Fender hasn’t released a lot of music since his 2021 Number One album ‘Seventeen Going Under’, his most recent new tracks being ‘Homesick‘ with Noah Kahan after the American singer-songwriter re-recorded the hit for his digital album ‘Stick Season (Forever)’ and ‘Iris’, from the movie Jackdaw.
It was on August 3 that he first played ‘People Watching’ live, along with another unreleased song, ‘Nostalgia’s Lie’, with both set to appear on his upcoming third album.
This past Saturday (October 5), Fender teased that the album – on which he’s had input from The War On Drugs’ Adam Granduciel, is finished and “mastered”, sharing a series of photos and videos from the studio on Instagram.
While Fender left a gap of two years between his debut album ‘Hypersonic Missiles’ and ‘Seventeen Going Under’, there’s going to be a gap of at least three between ‘Seventeen Going Under’ and his third album.

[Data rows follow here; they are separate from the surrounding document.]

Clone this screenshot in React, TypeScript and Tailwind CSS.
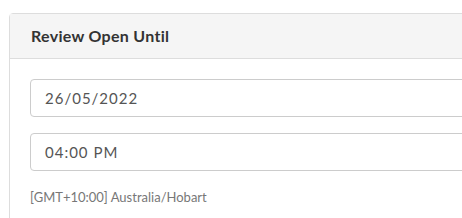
import React from 'react';

const font = { fontFamily: 'Lato, "Open Sans", sans-serif' };

function Field({ value }: { value: string }) {
  return (
    <div className="flex h-[38px] items-center rounded-[4px] border border-[#ccc] bg-white px-[14px] text-[15px] tracking-[1px] text-[#555]">
      {value}
    </div>
  );
}

export default function App() {
  return (
    <div className="h-[218px] w-[462px] overflow-hidden bg-white" style={font}>
      <div className="ml-[9px] mt-[13px] w-[500px] rounded-[4px] border border-[#ddd] bg-white">
        {/* header */}
        <div className="flex h-[45px] items-center border-b border-[#ddd] bg-[#f5f5f5] px-[21px]">
          <h3 className="text-[16px] font-bold tracking-[0.3px] text-[#333]">Review Open Until</h3>
        </div>

        {/* body */}
        <div className="flex flex-col gap-4 px-[20px] pt-[20px] pb-6">
          <Field value="26/05/2022" />
          <Field value="04:00 PM" />
          <p className="mt-[1px] text-[13px] text-[#777]">[GMT+10:00] Australia/Hobart</p>
        </div>
      </div>
    </div>
  );
}
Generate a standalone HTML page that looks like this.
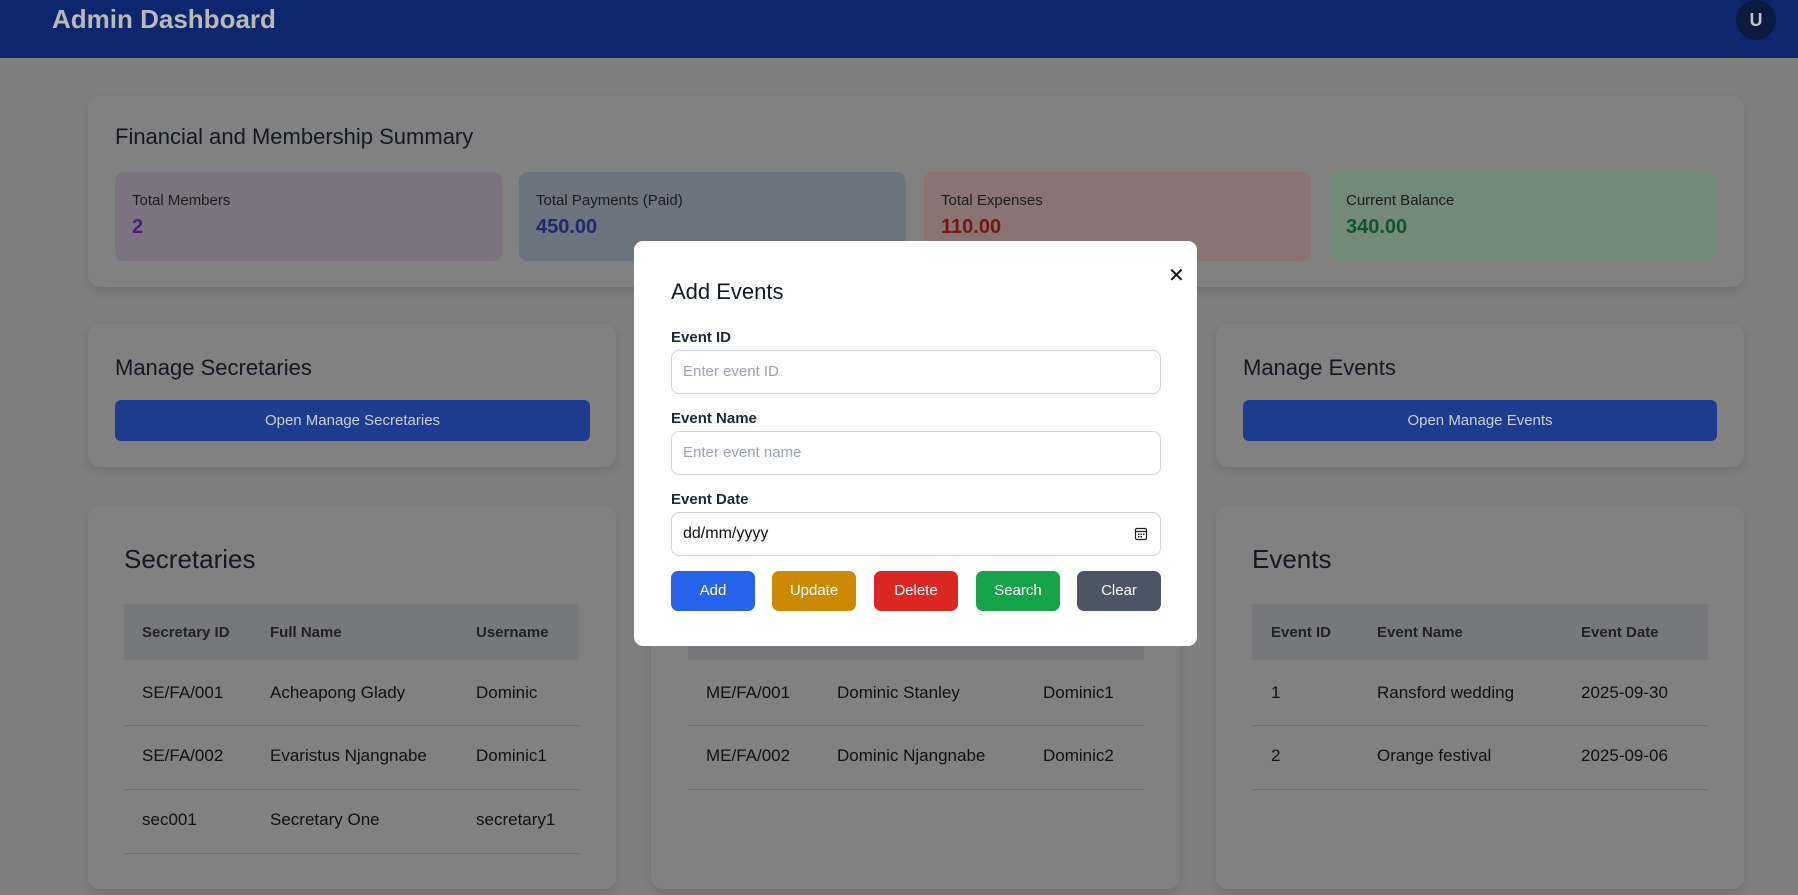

But he admitted earlier this year that he “rushed” to complete his last album. In an interview on Sky Arts’ Johnson and Knopfler’s Music Legends, Fender shared: “The third one we started rushing and I thought, ‘No, we have got to take the time’. I want to do the best I possibly can. I’d rather it be late and great than early and shite. What we have got so far I am absolutely over the moon with but I want to give it that bit more time and more thought.”
Speaking to NME in September 2022, he offered some more thoughts on the album, describing his new music as “very pretty” and having a strong “singer-songwriter” vibe – and said that he wasn’t planning to write music just to fill massive venues. “If I try and force myself to write stadium songs, we could end up fucking it I think,” he explained. “Instead, I want to write about the stories that I have and the place that I’m mentally at in my life at this point. And I’ve had a lot to write about.”
He continued, “I’m not living in my mum’s flat anymore, and that’s where a lot of the songs were written from the last record. But I’m still in [North] Shields, you know, I never left. I’m still friends with all the same people. All my family and all my friends are still all in the same boat, so there’s a level of guilt that comes with it when you feel like things are going good, because I’ve still got loads of pals who are living in dire straits. It’s always there.”
As for ‘Seventeen Going Under’, which was named Best Album In The World and Best Album By A UK Artist at the BandLab NME Awards 2022, NME gave it four stars, calling it a “bruising” second album and saying, “If ‘Hypersonic Missiles’ was the sound of a young boy kicking out at the world, ‘Seventeen Going Under’ sees Fender realise that it can kick back a lot harder, and he counts every blow and bruise. But he seems to have found that time passes and that most wounds – even the deepest – will eventually heal, if he can allow them to.”